Sie haben 2016 vor Ort in der Ukra­ine gedreht, der Konflikt auf dem Maidan wird auch im Film thematisiert. Welchen Eindruck hatten Sie von der Region?

Prochnow: Meine Frau hat zunächst gesagt: Du fährst da nicht hin, das ist viel zu gefährlich. Die Situation ist ja bis heute angespannt. Aber die Produktionsfirma beruhigte uns, man hatte Drehorte in Kiew und im Umkreis von etwa 100 Kilometern gefunden, das Krisengebiet um Donezk und Lugansk, in dem der Film spielt, liegt viel weiter östlich. Ich habe viel gelernt über die Lage dort. Wir spiegeln im Film auch ein wenig die Situation im Zweiten Weltkrieg und den Konflikt heute. Ich hoffe, dass das auch zum Nachdenken anregt angesichts der politischen Lage weltweit. Ich habe Krieg miterlebt, und er ist niemals die Lösung.

Nach dem sensationellen Welterfolg von „Das Boot“ gingen Sie nach Hollywood und hatten dort eine sehr erfolgreiche Karriere, spielten in Filmen wie „Das siebte Zeichen“. Seit 2004 besitzen Sie sowohl die deutsche als auch die US-Staatsbürgerschaft. Wie erleben Sie als Immi­grant das Trump-Amerika?

Prochnow: Ich bin froh, dass ich jetzt von dort weg bin.

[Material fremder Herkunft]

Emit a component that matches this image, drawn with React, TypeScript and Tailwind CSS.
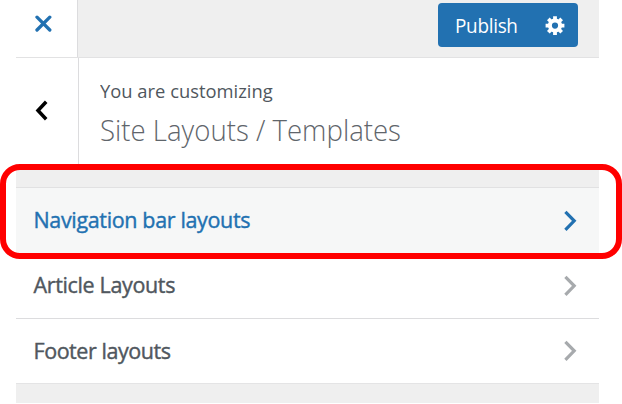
import React from "react";

type RowProps = { label: string; textClass: string; active?: boolean; className: string };

function Chevron({ active }: { active?: boolean }) {
  return (
    <svg
      width="13"
      height="22"
      viewBox="0 0 13 22"
      fill="none"
      stroke={active ? "#2271b1" : "#a7aaad"}
      strokeWidth="3.2"
    >
      <path d="M1.4 1.8 L10.2 10.8 L1.4 19.8" />
    </svg>
  );
}

function Row({ label, textClass, active, className }: RowProps) {
  return (
    <li
      className={`flex items-center justify-between pl-[18px] pr-[22px] ${
        active ? "bg-[#f6f7f7] text-[#2271b1]" : "bg-white text-[#50575e]"
      } ${className}`}
    >
      <span
        className={`origin-left whitespace-nowrap pb-[1px] text-[21.5px] leading-[30px] [-webkit-text-stroke:0.4px_currentColor] ${textClass}`}
      >
        {label}
      </span>
      <Chevron active={active} />
    </li>
  );
}

export default function App() {
  return (
    <div className="relative h-[404px] w-[622px] overflow-hidden bg-white pl-[15.5px] font-['Open_Sans','Noto_Sans',sans-serif]">
      <div className="w-[583.5px]">
        <header className="flex h-[58px] border-b border-[#e2e2e3] bg-[#efefef]">
          <button className="flex w-[62.5px] items-start border-r border-[#dcdcde] bg-white pl-[18px] pt-[15px]">
            <svg width="18" height="18" viewBox="0 0 18 18" stroke="#2271b1" strokeWidth="3.3" strokeLinecap="round">
              <path d="M3 2.2 L15.8 15 M15.8 2.2 L3 15" />
            </svg>
          </button>
          <div className="flex flex-1 justify-end pr-[21.5px] pt-[2.5px]">
            <div className="flex h-[44.5px] w-[139.5px] items-center rounded-[4px] bg-[#2271b1] pl-[16.5px] text-white">
              <span className="w-[90px] origin-left scale-x-[0.97] whitespace-nowrap pt-[3px] text-[19.5px] leading-[26px] tracking-[-0.3px]">
                Publish
              </span>
              <svg width="20" height="20" viewBox="0 0 20 20" fill="none" stroke="white">
                <circle cx="10" cy="10.6" r="5.1" strokeWidth="4" />
                <path
                  strokeWidth="3.8"
                  d="M10 1.2V4.6M10 16.6V20M.6 10.6H4M16 10.6h3.4M3.35 3.95l2.3 2.3M14.35 14.95l2.3 2.3M16.65 3.95l-2.3 2.3M5.65 14.95l-2.3 2.3"
                />
              </svg>
            </div>
          </div>
        </header>

        <section className="flex h-[106px] bg-white">
          <button className="flex w-[63.5px] items-start border-r border-[#dcdcde] pl-[19px] pt-[42px]">
            <svg width="13" height="21" viewBox="0 0 13 21" fill="none" stroke="#000" strokeWidth="3.5">
              <path d="M11.2 1.8 L3 10.5 L11.2 19.2" />
            </svg>
          </button>
          <div className="pl-[21px] pt-[20px] text-[#50575e]">
            <p className="origin-left scale-x-[0.967] whitespace-nowrap text-[19px] leading-[26px]">You are customizing</p>
            <h1 className="origin-left scale-x-[0.935] whitespace-nowrap pt-[5px] text-[29.5px] leading-[42px] font-light text-[#5f656b]">
              Site Layouts / Templates
            </h1>
          </div>
        </section>

        <div className="h-[24px] border-b border-[#e1e1e2] bg-[#efefef]" />
        <ul>
          <Row label="Navigation bar layouts" textClass="tracking-[-0.35px]" active className="h-[65px]" />
          <Row label="Article Layouts" textClass="tracking-[-0.35px]" className="h-[66px] border-b border-[#dcdcde]" />
          <Row label="Footer layouts" textClass="tracking-[-0.45px]" className="h-[65px] border-b border-[#e4e4e5]" />
        </ul>
        <div className="h-[19px] bg-[#efefef]" />
      </div>

      <div className="pointer-events-none absolute left-0 top-[164px] h-[95px] w-[622px] rounded-[20px] border-[6px] border-[#ff0000]" />
    </div>
  );
}
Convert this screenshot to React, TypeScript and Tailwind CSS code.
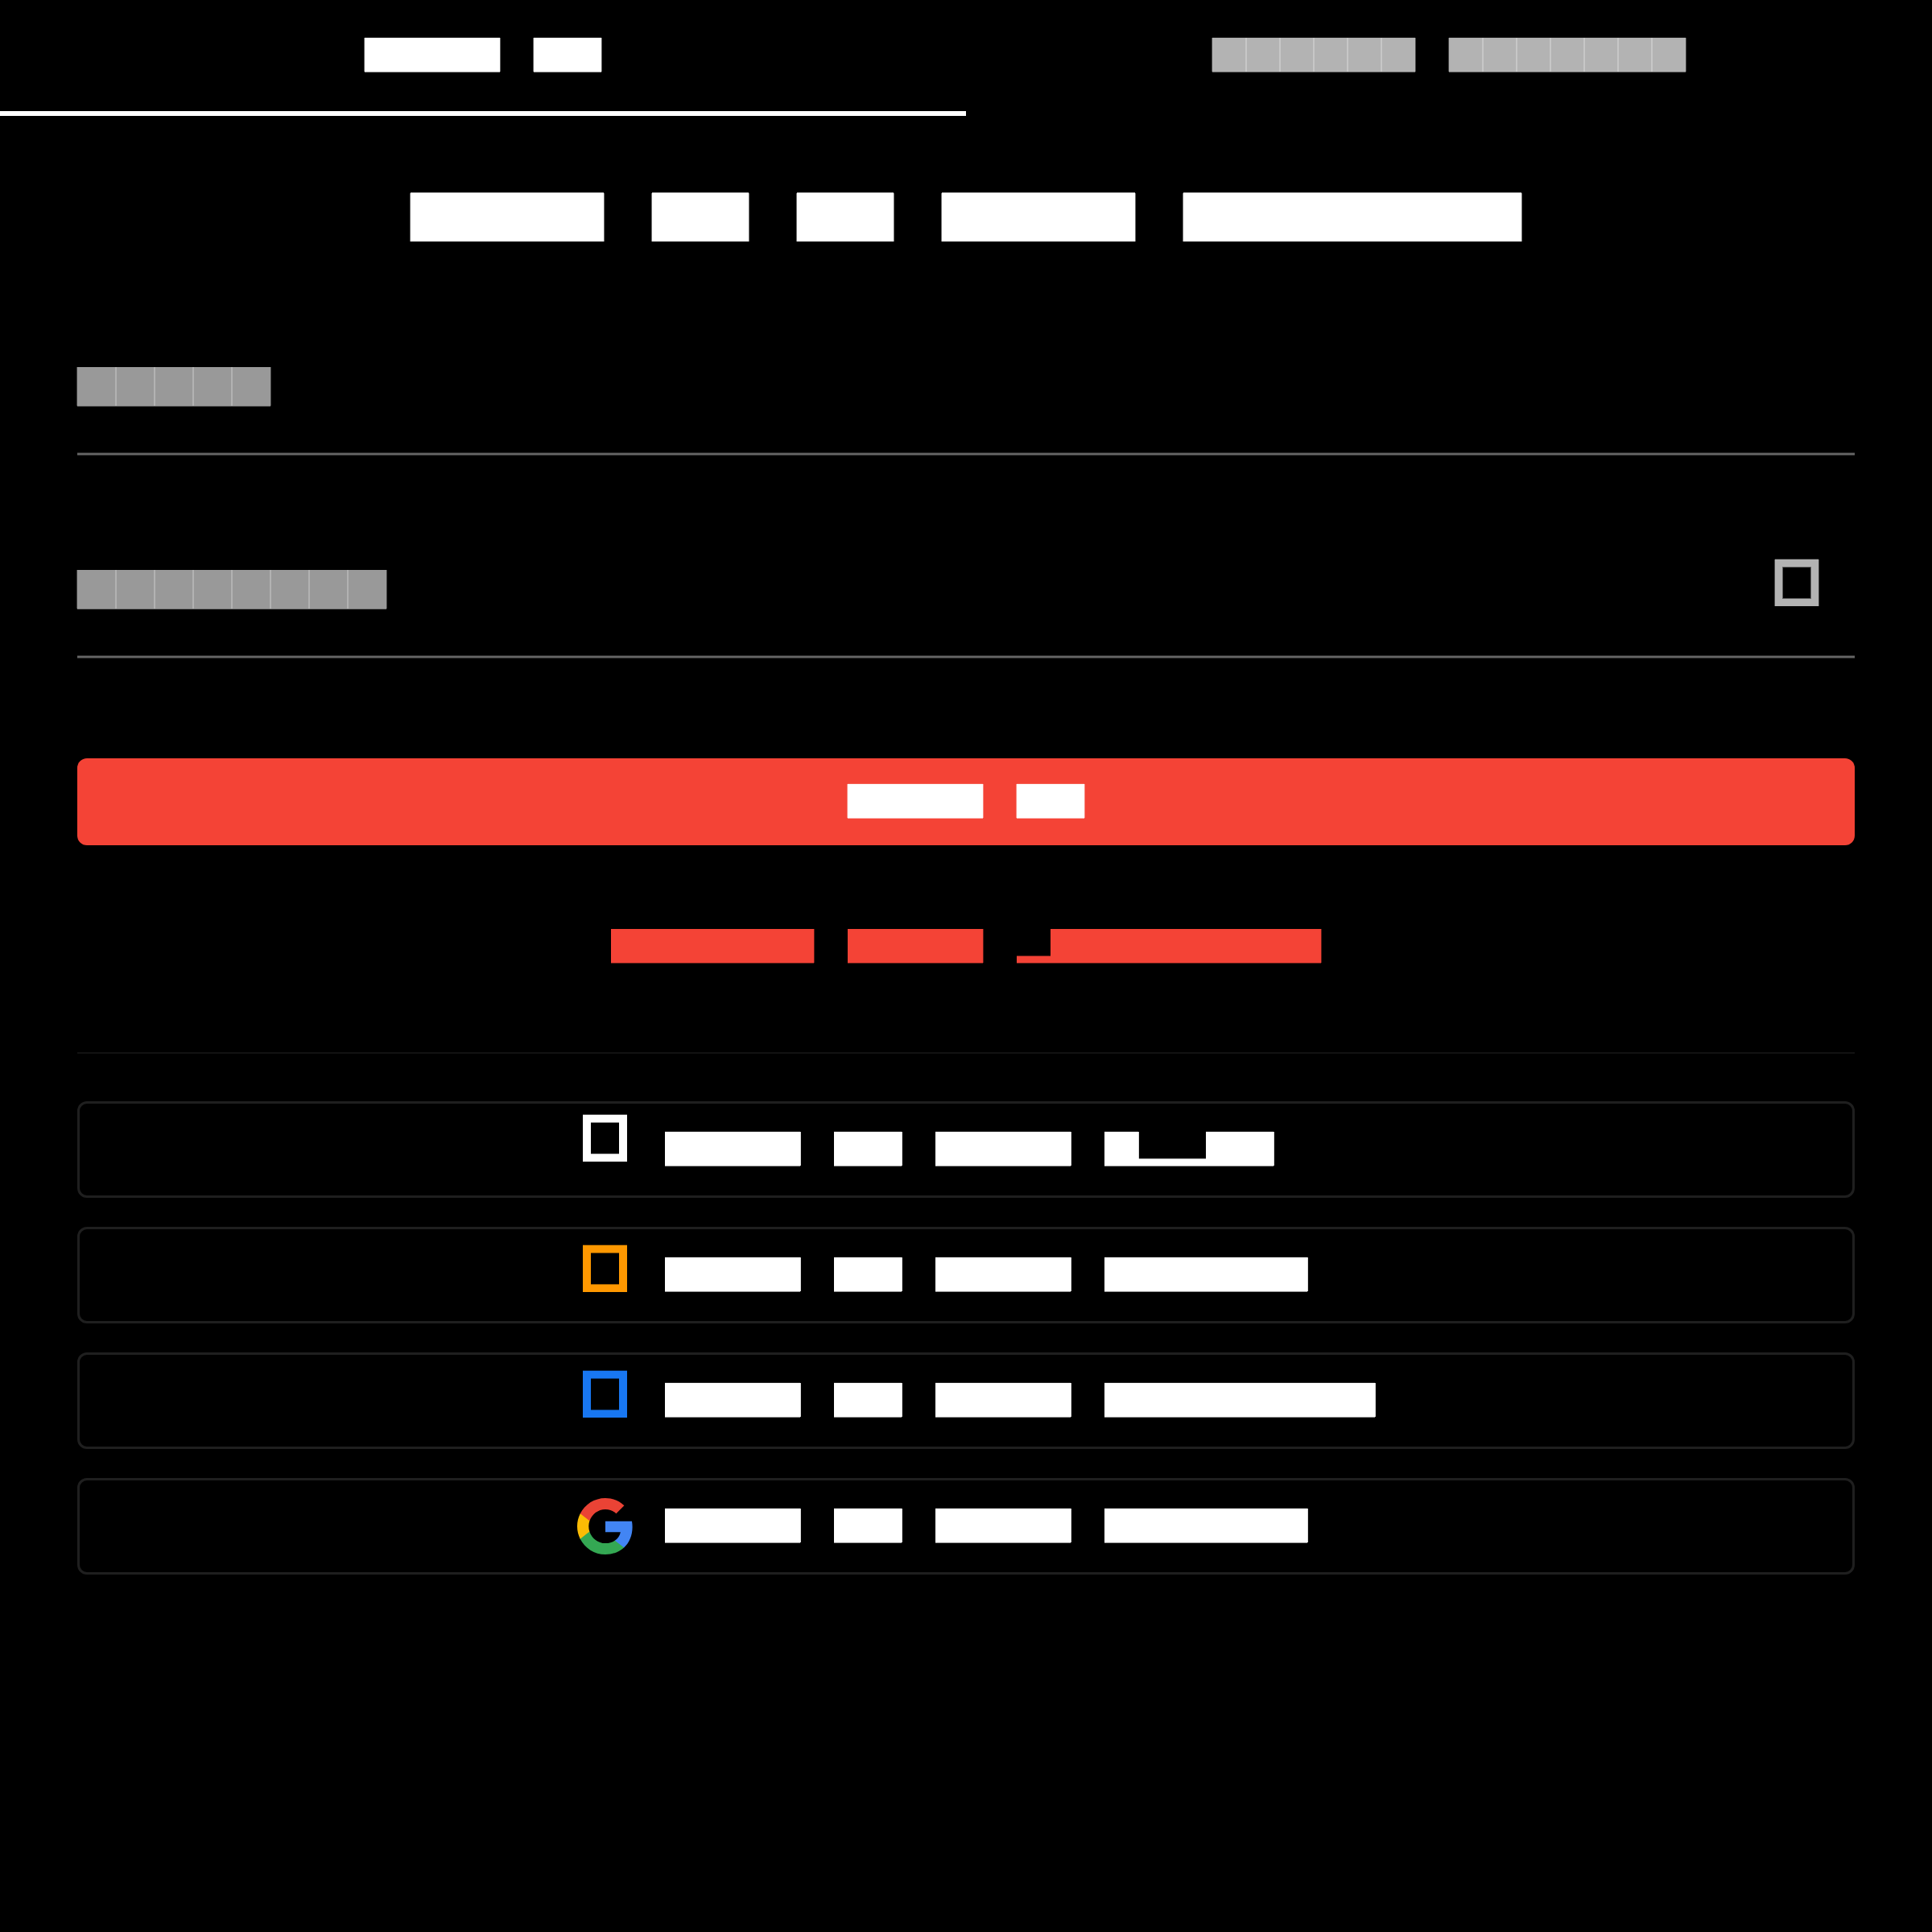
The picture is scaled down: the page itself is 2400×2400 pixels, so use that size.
import type { ReactNode } from "react";

// Each glyph is a solid square; "p" sits below the baseline only, a space is blank.
function Blocks({ text, cell, full, low = "" }: { text: string; cell: string; full: string; low?: string }) {
  return (
    <div className="flex">
      {text.split("").map((c, i) => (
        <div key={i} className={`flex shrink-0 items-end ${cell}`}>
          {c === "x" && <div className={`h-full w-full ${full}`} />}
          {c === "p" && <div className={`h-2 w-full ${low}`} />}
        </div>
      ))}
    </div>
  );
}

const TAB_ON =
  "bg-white shadow-[-1px_0_rgba(255,255,255,0.38),1px_0_rgba(255,255,255,0.38),0_-1px_rgba(255,255,255,0.15),0_1px_rgba(255,255,255,0.6)]";
const TAB_OFF =
  "bg-white/70 shadow-[-1px_0_rgba(255,255,255,0.27),1px_0_rgba(255,255,255,0.27),0_-1px_rgba(255,255,255,0.1),0_1px_rgba(255,255,255,0.4)]";
const TITLE =
  "bg-white shadow-[-1px_0_rgba(255,255,255,0.45),1px_0_rgba(255,255,255,0.45),0_-1px_rgba(255,255,255,0.78)]";
const LABEL =
  "bg-white/60 shadow-[-1px_0_rgba(255,255,255,0.25),1px_0_rgba(255,255,255,0.25),0_1px_rgba(255,255,255,0.45)]";
const LINK = "bg-[#f44336] shadow-[1px_0_rgba(244,67,54,0.4),0_1px_rgba(244,67,54,0.4)]";
const LINK_LOW = "bg-[#f44336] shadow-[0_-1px_rgba(244,67,54,0.5),0_1px_rgba(244,67,54,0.4)]";
const CARD =
  "bg-white shadow-[1px_0_rgba(255,255,255,0.85),0_-1px_rgba(255,255,255,0.15),0_1px_rgba(255,255,255,0.6)]";
const CARD_LOW = "bg-white shadow-[0_-1px_rgba(255,255,255,0.67),0_1px_rgba(255,255,255,0.6)]";

function Field({ text, children }: { text: string; children?: ReactNode }) {
  return (
    <div className="flex h-[126px] flex-col justify-between">
      <div className="flex h-[64px] items-start justify-between">
        <div className="pt-4">
          <Blocks text={text} cell="size-12" full={LABEL} />
        </div>
        {children}
      </div>
      <div className="h-1 border-y border-[#303030] bg-[#666666]" />
    </div>
  );
}

function GoogleIcon() {
  return (
    <svg viewBox="1 1 22 22" className="mt-[22px] ml-px size-[70px]">
      <path fill="#4285F4" d="M22.56 12.25c0-.78-.07-1.53-.2-2.25H12v4.26h5.92c-.26 1.37-1.04 2.53-2.21 3.31v2.77h3.57c2.08-1.92 3.28-4.74 3.28-8.09z" />
      <path fill="#34A853" d="M12 23c2.97 0 5.46-.98 7.28-2.66l-3.57-2.77c-.98.66-2.23 1.06-3.71 1.06-2.86 0-5.29-1.93-6.16-4.53H2.18v2.84C3.99 20.53 7.7 23 12 23z" />
      <path fill="#FBBC05" d="M5.84 14.09c-.22-.66-.35-1.36-.35-2.09s.13-1.43.35-2.09V7.07H2.18C1.43 8.55 1 10.22 1 12s.43 3.45 1.18 4.93l2.85-2.22.81-.62z" />
      <path fill="#EA4335" d="M12 5.38c1.62 0 3.06.56 4.21 1.64l3.15-3.15C17.45 2.09 14.97 1 12 1 7.7 1 3.99 3.47 2.18 7.07l3.66 2.84c.87-2.6 3.3-4.53 6.16-4.53z" />
    </svg>
  );
}

const providers = [
  {
    text: "xxxx xx xxxx xppxx",
    icon: <div className="mt-[14px] ml-2 h-[58px] w-[55px] border-x-10 border-y-9 border-white shadow-[0_-1px_rgba(255,255,255,0.3),inset_0_1px_rgba(255,255,255,0.5),inset_0_-1px_rgba(255,255,255,0.7)]" />,
  },
  {
    text: "xxxx xx xxxx xxxxxx",
    icon: <div className="mt-5 ml-2 h-[58px] w-[55px] border-x-10 border-y-9 border-[#ff9800] shadow-[0_-1px_rgba(255,152,0,0.3),inset_0_1px_rgba(255,152,0,0.5),inset_0_-1px_rgba(255,152,0,0.6)]" />,
  },
  {
    text: "xxxx xx xxxx xxxxxxxx",
    icon: <div className="mt-5 ml-2 h-[58px] w-[55px] border-x-10 border-y-9 border-[#1877f2] shadow-[0_-1px_rgba(24,119,242,0.3),inset_0_1px_rgba(24,119,242,0.5),inset_0_-1px_rgba(24,119,242,0.6)]" />,
  },
  { text: "xxxx xx xxxx xxxxxx", icon: <GoogleIcon /> },
];

export default function App() {
  return (
    <div className="h-[2400px] w-[2400px] bg-black">
      <div className="grid h-36 grid-cols-2">
        <div className="flex justify-center border-b-6 border-white pt-[47px]">
          <Blocks text="xxxx xx" cell="size-[42px]" full={TAB_ON} />
        </div>
        <div className="flex justify-center pt-[47px]">
          <Blocks text="xxxxxx xxxxxxx" cell="size-[42px]" full={TAB_OFF} />
        </div>
      </div>

      <div className="flex flex-col px-24 pt-24">
        <div className="flex justify-center">
          <Blocks text="xxxx xx xx xxxx xxxxxxx" cell="size-[60px]" full={TITLE} />
        </div>

        <div className="mt-[140px] flex flex-col gap-[126px]">
          <Field text="xxxxx" />
          <Field text="xxxxxxxx">
            <div className="mt-[3px] mr-[45px] h-[58px] w-[54px] border-9 border-[#b3b3b3] shadow-[-1px_0_rgba(255,255,255,0.27),1px_0_rgba(255,255,255,0.27),0_-1px_rgba(255,255,255,0.2),inset_0_0_0_1px_rgba(255,255,255,0.38)]" />
          </Field>
        </div>

        <div className="mt-[124px] flex h-[108px] justify-center rounded-xl bg-[#f44336] pt-8">
          <Blocks text="xxxx xx" cell="size-[42px]" full={TAB_ON} />
        </div>

        <div className="mt-[104px] flex justify-center">
          <Blocks text="xxxxxx xxxx pxxxxxxxx" cell="size-[42px]" full={LINK} low={LINK_LOW} />
        </div>

        <div className="mt-[111px] h-0.5 bg-[#121212]" />

        <div className="mt-[59px] flex flex-col gap-9">
          {providers.map((p, i) => (
            <div key={i} className="flex h-[120px] gap-[38px] rounded-xl border-3 border-[#1f1f1f] pl-[617px]">
              <div className="w-[72px]">{p.icon}</div>
              <div className="pt-[35px]">
                <Blocks text={p.text} cell="size-[42px]" full={CARD} low={CARD_LOW} />
              </div>
            </div>
          ))}
        </div>
      </div>
    </div>
  );
}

Ich hatte schon die acht Jahre unter Bush erlebt und mitbekommen, wie sich die Stimmung im Land verändert hat, wie Medien nach dem 11. September plötzlich ganz anders berichtet haben, auch damals wurden schon Lügen verbreitet, das war sehr bedrückend.

Warum haben Sie den USA den Rücken gekehrt?

Prochnow: Das hatte zunächst private Gründe, weil meine Frau, mit der ich seit zweieinhalb Jahren verheiratet bin, dort nicht leben wollte. Sie hat auch prognostiziert, dass Trump gewinnt, ich hätte gewettet, dass er mit all den Lügen keine Chance hat. Ich habe dann dort noch gewählt, aber sein Sieg hat mir den Abschied sehr erleichtert. Seit Anfang April leben wir jetzt in Berlin.

Haben Sie, wie im Film „Leander“, noch offene Rechnungen? Gibt es Dinge, die Sie bereuen? Oder sind Sie mit Ihrer Vergangenheit im Reinen?

Prochnow: Sicherlich bereue ich einige Entscheidungen, die ich im Leben getroffen habe, oder den einen oder anderen Film, den ich gedreht habe, aber ich habe daraus gelernt und betrachte mein jetziges Leben als ein großes Geschenk. Ich fühle mich sehr wohl in meiner neuen alten Heimat, bin finanziell unabhängig und kann es mir erlauben, einen Film wie „Leanders letzte Reise“ zu drehen. Der Druck von früher ist weg, und das ist schön.